8. Considérant qu’il résulte de ce qui précède que les conclusions de MM. Y et X tendant à ce que soient suspendus les effets de l’arrêté du préfet de police en date du 7 novembre 2014 et à ce qu’il soit enjoint au préfet de la Haute-Garonne de mettre en œuvre toutes diligences de nature à assurer le respect de l’ordre public dans le cadre de la manifestation du 8 novembre 2014 ne peuvent qu’être rejetées ;

Sur la demande de frais de procès :

9. Considérant qu’aux termes de l’article L. 761-1 du code de justice administrative : « Dans toutes les instances, le juge condamne la partie tenue aux dépens ou, à défaut, la partie perdante, à payer à l’autre partie la somme qu’il détermine, au titre des frais exposés et non compris dans les dépens. Le juge tient compte de l’équité ou de la situation économique de la partie condamnée.
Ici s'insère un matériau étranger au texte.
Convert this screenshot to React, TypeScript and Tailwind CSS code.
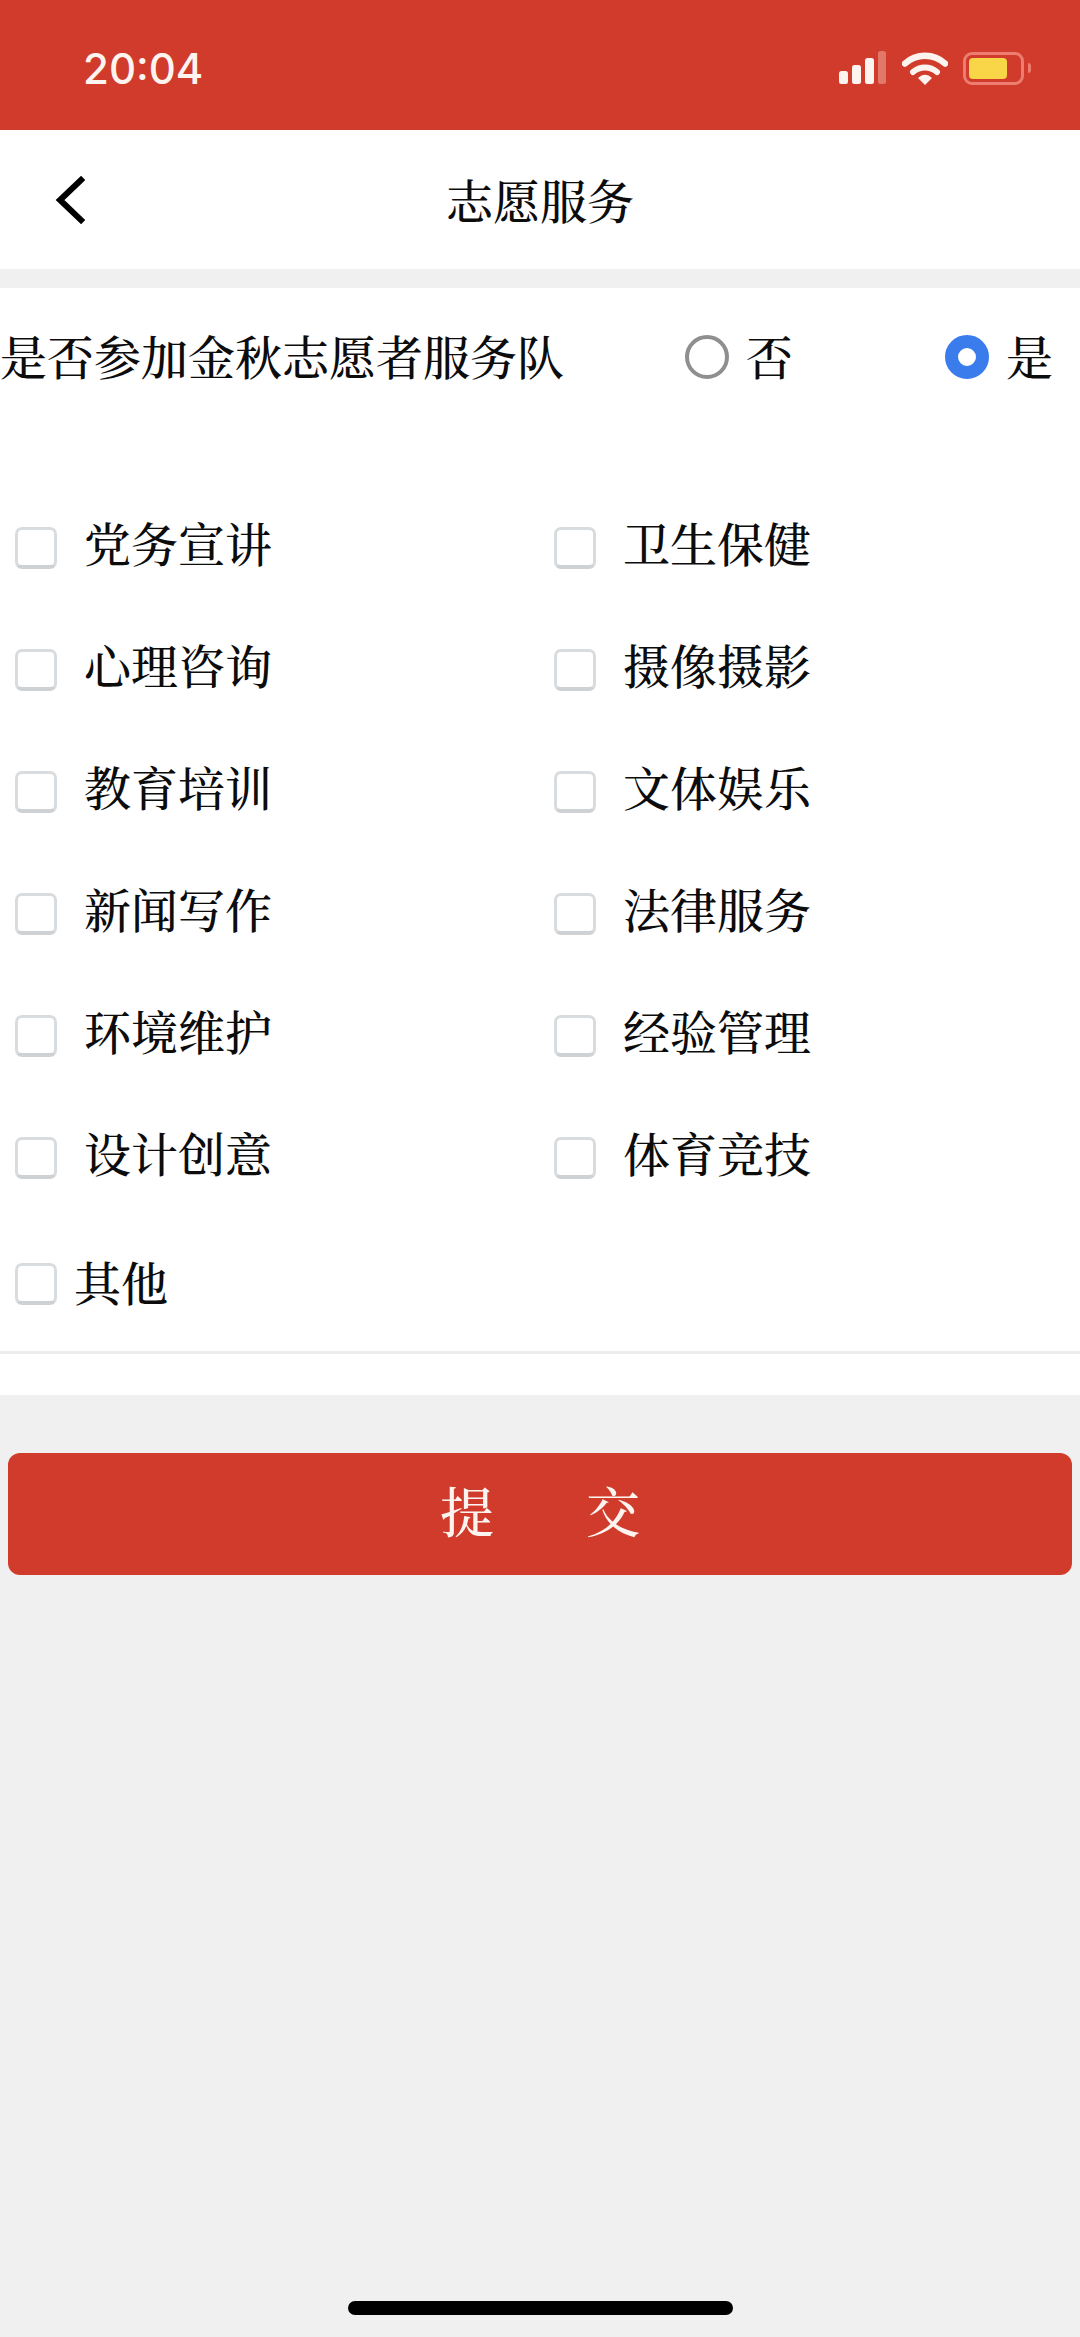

Il peut, même d’office, pour des raisons tirées des mêmes considérations, dire qu’il n’y a pas lieu à cette condamnation » ;

10. Considérant que les dispositions de l’article L. 761-1 du code de justice administrative font obstacle à ce que soit mise à la charge de l’Etat, qui n’est pas partie perdante dans la présente instance, la somme que MM. Y et X demandent au titre des frais exposés par eux et non compris dans les dépens ;

O R D O N N E :

Article 1er : La requête de MM. Y et X est rejetée.

Article 2 : La présente ordonnance sera notifiée à M. C Y, à Z M. X et au préfet de la Haute-Garonne.

Fait à Toulouse, le 8 novembre 2014.

Le juge des référés,

E GUEVEL

La République mande et ordonne au préfet de la Haute-Garonne en ce qui le concerne et à tous huissiers de justice à ce requis en ce qui concerne les voies de droit commun, contre les parties privées, de pourvoir à l’exécution de la présente ordonnance.